-- GIVEN MATERIAL start --

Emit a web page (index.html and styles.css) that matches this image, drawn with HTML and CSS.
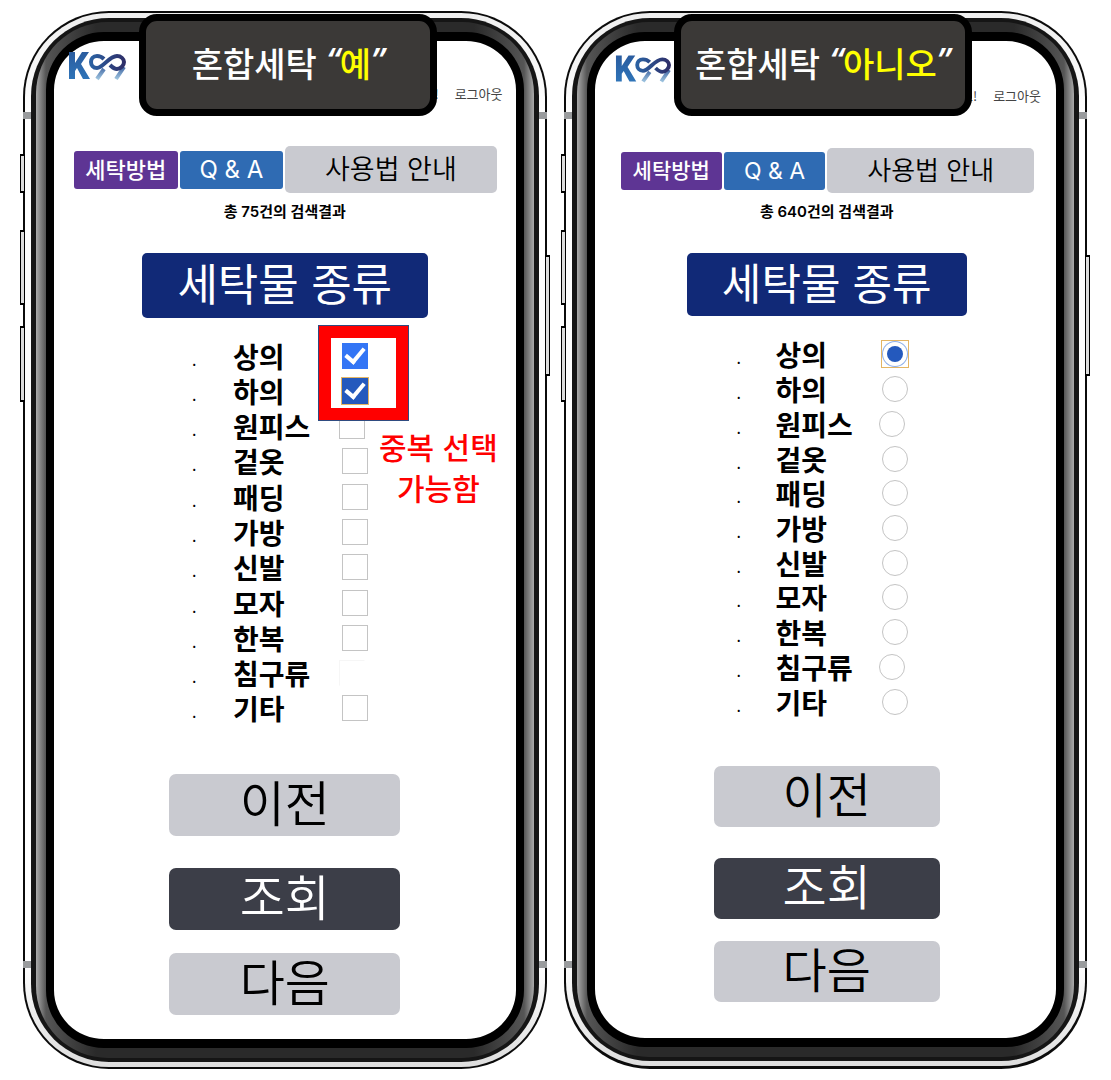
FILE: index.html
```html
<!DOCTYPE html>
<html lang="ko">
<head>
<meta charset="utf-8">
<title>세탁물 종류</title>
<link rel="stylesheet" href="styles.css">
</head>
<body>
<svg class="defs" aria-hidden="true">
  <defs>
    <linearGradient id="k" x1="0" y1="0" x2="0" y2="1"><stop offset="0" stop-color="#2a5c9f"/><stop offset="1" stop-color="#2f74b8"/></linearGradient>
    <linearGradient id="n" gradientUnits="userSpaceOnUse" x1="0" y1="17" x2="0" y2="31"><stop offset="0" stop-color="#3a5f9e"/><stop offset="1" stop-color="#a5cbe4"/></linearGradient>
    <linearGradient id="m" gradientUnits="userSpaceOnUse" x1="22" y1="0" x2="58" y2="0"><stop offset="0" stop-color="#2b62a3"/><stop offset="1" stop-color="#2e2c66"/></linearGradient>
    <symbol id="logo" viewBox="0 0 58 32">
      <path d="M1 3h6v11l7-11h7l-8 12 9 15h-7l-6-11-2 3v8H1z" fill="url(#k)"/>
      <path d="M36 20L29 30M56 18L48 30" fill="none" stroke="url(#n)" stroke-width="4"/>
      <path d="M36 10C34 8 32 7 29 7C25 7 23 10 23 13S25 19 29 19C35 19 41 7 49 7C53 7 56 10 56 13S53 20 49 20C46 20 44 18 42 16" fill="none" stroke="url(#m)" stroke-width="4"/>
    </symbol>
  </defs>
</svg>
<main class="board">
  <section class="phone">
    <i class="key key-mute"></i><i class="key key-up"></i><i class="key key-down"></i><i class="key key-power"></i>
    <i class="seam seam-tl"></i><i class="seam seam-tr"></i><i class="seam seam-bl"></i><i class="seam seam-br"></i>
    <div class="rim"><div class="band"><div class="bevel"><div class="screen">
      <header class="top">
        <svg class="logo" role="img" aria-label="K99"><use href="#logo"/></svg>
        <p class="account"><span>!</span><a href="#">로그아웃</a></p>
      </header>
      <nav class="tabs">
        <button class="tab how">세탁방법</button><button class="tab qa">Q &amp; A</button><button class="tab guide">사용법 안내</button>
      </nav>
      <p class="count">총 75건의 검색결과</p>
      <h1 class="title">세탁물 종류</h1>
      <ul class="kinds">
        <li><label for="a1">상의</label><input id="a1" type="checkbox" checked></li>
        <li><label for="a2">하의</label><input id="a2" class="focus" type="checkbox" checked></li>
        <li class="long"><label for="a3">원피스</label><input id="a3" type="checkbox"></li>
        <li><label for="a4">겉옷</label><input id="a4" type="checkbox"></li>
        <li><label for="a5">패딩</label><input id="a5" type="checkbox"></li>
        <li><label for="a6">가방</label><input id="a6" type="checkbox"></li>
        <li><label for="a7">신발</label><input id="a7" type="checkbox"></li>
        <li><label for="a8">모자</label><input id="a8" type="checkbox"></li>
        <li><label for="a9">한복</label><input id="a9" type="checkbox"></li>
        <li class="long"><label for="a10">침구류</label><input id="a10" class="faint" type="checkbox"></li>
        <li><label for="a11">기타</label><input id="a11" type="checkbox"></li>
      </ul>
      <div class="actions">
        <button class="action">이전</button>
        <button class="action search">조회</button>
        <button class="action">다음</button>
      </div>
      <div class="marker"></div>
      <p class="note">중복 선택<br>가능함</p>
    </div></div></div></div>
    <h2 class="badge">혼합세탁 <q><em>예</em></q></h2>
  </section>

  <section class="phone single">
    <i class="key key-mute"></i><i class="key key-up"></i><i class="key key-down"></i><i class="key key-power"></i>
    <i class="seam seam-tl"></i><i class="seam seam-tr"></i><i class="seam seam-bl"></i><i class="seam seam-br"></i>
    <div class="rim"><div class="band"><div class="bevel"><div class="screen">
      <header class="top">
        <svg class="logo" role="img" aria-label="K99"><use href="#logo"/></svg>
        <p class="account"><span>요!</span><a href="#">로그아웃</a></p>
      </header>
      <nav class="tabs">
        <button class="tab how">세탁방법</button><button class="tab qa">Q &amp; A</button><button class="tab guide">사용법 안내</button>
      </nav>
      <p class="count">총 640건의 검색결과</p>
      <h1 class="title">세탁물 종류</h1>
      <ul class="kinds">
        <li><label for="b1">상의</label><input id="b1" class="focus" type="radio" name="kind" checked></li>
        <li><label for="b2">하의</label><input id="b2" type="radio" name="kind"></li>
        <li class="long"><label for="b3">원피스</label><input id="b3" type="radio" name="kind"></li>
        <li><label for="b4">겉옷</label><input id="b4" type="radio" name="kind"></li>
        <li><label for="b5">패딩</label><input id="b5" type="radio" name="kind"></li>
        <li><label for="b6">가방</label><input id="b6" type="radio" name="kind"></li>
        <li><label for="b7">신발</label><input id="b7" type="radio" name="kind"></li>
        <li><label for="b8">모자</label><input id="b8" type="radio" name="kind"></li>
        <li><label for="b9">한복</label><input id="b9" type="radio" name="kind"></li>
        <li class="long"><label for="b10">침구류</label><input id="b10" type="radio" name="kind"></li>
        <li><label for="b11">기타</label><input id="b11" type="radio" name="kind"></li>
      </ul>
      <div class="actions">
        <button class="action">이전</button>
        <button class="action search">조회</button>
        <button class="action">다음</button>
      </div>
    </div></div></div></div>
    <h2 class="badge">혼합세탁 <q><em>아니오</em></q></h2>
  </section>
</main>
</body>
</html>
```

FILE: styles.css
```css
* { box-sizing: border-box; margin: 0; padding: 0; }

body {
  background: #fff;
  color: #000;
  font-family: "Noto Sans CJK KR", sans-serif;
}

button { border: 0; font-family: inherit; cursor: pointer; }

.defs { position: absolute; width: 0; height: 0; }

.board {
  display: grid;
  grid-template-columns: 1fr 1fr;
  gap: 17px;
  padding: 11px 24px 11px 23px;
  border-bottom: 1px solid #f5f5f5;
}

/* Handset body, from the outer edge inwards */
.phone {
  position: relative;
  padding: 2px;
  border-radius: 86px;
  background: #0b0b0b;
}
.rim {
  padding: 5px 6px;
  border-radius: 84px;
  background: linear-gradient(#eee, #fff 10%, #fff 90%, #ddd);
}
.band {
  padding: 4px 5px;
  border-radius: 78px;
  background: #151515;
}
.bevel {
  padding: 10px 10px;
  border-radius: 72px;
  background: linear-gradient(90deg, #aaa, #555 10px, #2a2a2a 60px, #2a2a2a calc(100% - 60px), #555 calc(100% - 10px), #aaa);
}
.screen {
  position: relative;
  border: solid #000;
  border-width: 9px 8px;
  border-radius: 58px;
  background: #fff;
  padding: 8px 0 24px;
}

.key {
  position: absolute;
  width: 5px;
  border: solid #000;
  border-width: 2px 1px;
  background: #ddd;
}
.key-mute { left: -3px; top: 143px; height: 39px; }
.key-up { left: -3px; top: 219px; height: 75px; }
.key-down { left: -3px; top: 315px; height: 76px; }
.key-power { right: -3px; top: 244px; height: 121px; }
.seam {
  position: absolute;
  z-index: 1;
  width: 8px;
  height: 7px;
  background: #999b9d;
}
.seam-tl { left: 0; top: 101px; }
.seam-tr { right: 0; top: 101px; }
.seam-bl { left: 0; bottom: 101px; }
.seam-br { right: 0; bottom: 101px; }

.badge {
  position: absolute;
  top: 3px;
  left: 116px;
  width: 298px;
  height: 102px;
  border: 7px solid #000;
  border-radius: 18px;
  background: #3b3937;
  color: #fff;
  font-size: 34px;
  font-weight: 500;
  line-height: 84px;
  text-align: center;
}
.badge q { quotes: "“" "”"; }
.badge q::before, .badge q::after {
  font-family: "Open Sans", sans-serif;
  font-size: 34px;
  font-style: italic;
  font-weight: 600;
  line-height: 40px;
  vertical-align: 4px;
}
.badge em { color: #ff0; font-style: normal; }

/* Screen content */
.top {
  display: flex;
  justify-content: space-between;
  align-items: flex-start;
  padding: 0 13px 0 14px;
}
.logo { width: 58px; height: 32px; }
.account {
  display: flex;
  gap: 16px;
  padding-top: 35px;
  font-size: 13px;
  line-height: 20px;
}
.account, .account a { color: #444; text-decoration: none; }

.tabs {
  display: flex;
  align-items: center;
  gap: 2px;
  margin-top: 42px;
  padding: 0 19px 0 20px;
}
.tab {
  flex: 104 1 0;
  height: 38px;
  padding-bottom: 3px;
  border-radius: 3px;
  color: #fff;
  font-size: 22px;
  font-weight: 500;
  line-height: 32px;
  white-space: nowrap;
}
.how { background: #5e3594; }
.qa {
  padding-bottom: 0;
  background: #2f6bb3;
  font-family: Inter, sans-serif;
  font-size: 24px;
  font-weight: 400;
}
.guide {
  flex-grow: 212;
  height: 47px;
  border-radius: 5px;
  background: #c9cad0;
  color: #000;
  font-size: 27px;
  font-weight: 350;
}

.count {
  margin-top: 7px;
  font-family: Inter, "Noto Sans CJK KR", sans-serif;
  font-size: 15px;
  font-weight: 600;
  line-height: 24px;
  text-align: center;
}
.title {
  width: 286px;
  margin: 29px auto 0;
  padding-bottom: 7px;
  border-radius: 5px;
  background: #112977;
  color: #fff;
  font-size: 44px;
  font-weight: 400;
  line-height: 58px;
  text-align: center;
}

.kinds {
  display: grid;
  grid-auto-rows: 1fr;
  min-height: 388px;
  margin: 20px 0 0 138px;
  list-style: none;
}
.kinds li {
  display: grid;
  grid-template-columns: 41px 109px auto;
  align-items: center;
  justify-content: start;
}
.kinds li.long { grid-template-columns: 41px 106px auto; }
.kinds li::before { content: "."; padding-top: 6px; font-size: 16px; line-height: 24px; }
.kinds label {
  font-size: 28px;
  font-weight: 700;
  line-height: 34px;
}
.kinds input {
  appearance: none;
  display: grid;
  place-items: center;
  width: 26px;
  height: 26px;
  border: 1px solid #c4c4c4;
  background: #fff;
}
.kinds input[type="checkbox"]:checked { border-color: #3375f5; background: #3375f5; }
.kinds input[type="checkbox"].focus { border-color: #2459bd; background: #2459bd; }
.kinds input.focus { outline: 1px solid #e3b565; }
.kinds input[type="checkbox"]:checked::before {
  content: "";
  width: 8px;
  height: 15px;
  margin-top: -4px;
  border: solid #fff;
  border-width: 0 4px 4px 0;
  rotate: 40deg;
}
.kinds input.faint { border-color: #f6f6f6 #fff #fff #f6f6f6; }
.kinds input[type="radio"] { border-radius: 50%; }
.kinds input[type="radio"].focus { border: 0; border-radius: 0; }
.kinds input[type="radio"]:checked::before {
  content: "";
  width: 16px;
  height: 16px;
  border-radius: 50%;
  background: #2459bd;
  box-shadow: 0 0 0 4px #fff, 0 0 0 5px #8fb0ea;
}

.actions {
  display: grid;
  justify-content: center;
  margin-top: 48px;
}
.action {
  width: 231px;
  padding-bottom: 8px;
  border-radius: 7px;
  background: #c9cad0;
  font-size: 49px;
  font-weight: 350;
  line-height: 54px;
}
.search { margin: 32px 0 23px; background: #3c3e48; color: #fff; }

/* Annotation over the list */
.marker {
  position: absolute;
  top: 284px;
  left: 264px;
  width: 91px;
  height: 96px;
  border: 13px solid #f00;
  outline: 1px solid #2f4b80;
  outline-offset: -1px;
}
.note {
  position: absolute;
  top: 385px;
  left: 325px;
  color: #f00;
  font-size: 30px;
  font-weight: 500;
  line-height: 41px;
  text-align: center;
}

/* Single-choice handset: the same page, slightly smaller */
.single .screen { padding: 8px 0 36px 3px; }
.single .badge { left: 110px; }
.single .top { padding: 3px 15px 0 17px; }
.single .logo { width: 56px; }
.single .account { padding-top: 34px; }
.single .tabs { margin-top: 42px; padding: 0 22px 0 23px; }
.single .tab { font-size: 21px; }
.single .tab.qa { font-size: 23px; }
.single .tab.guide { height: 45px; font-size: 26px; }
.single .title { width: 280px; line-height: 56px; font-size: 43px; }
.single .kinds { min-height: 382px; margin: 21px 0 0 139px; }
.single .kinds li { grid-template-columns: 39px 106px auto; }
.single .kinds li.long { grid-template-columns: 39px 103px auto; }
.single .actions { margin-top: 47px; }
.single .action { width: 226px; line-height: 53px; font-size: 48px; }
.single .search { margin: 31px 0 22px; }
```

-- GIVEN MATERIAL end --

◆ YOUR INSTRUCTIONS
Find how many lines of the material carry the string "styles". Only the number should be in the answer.

◆ THE SOLUTION
3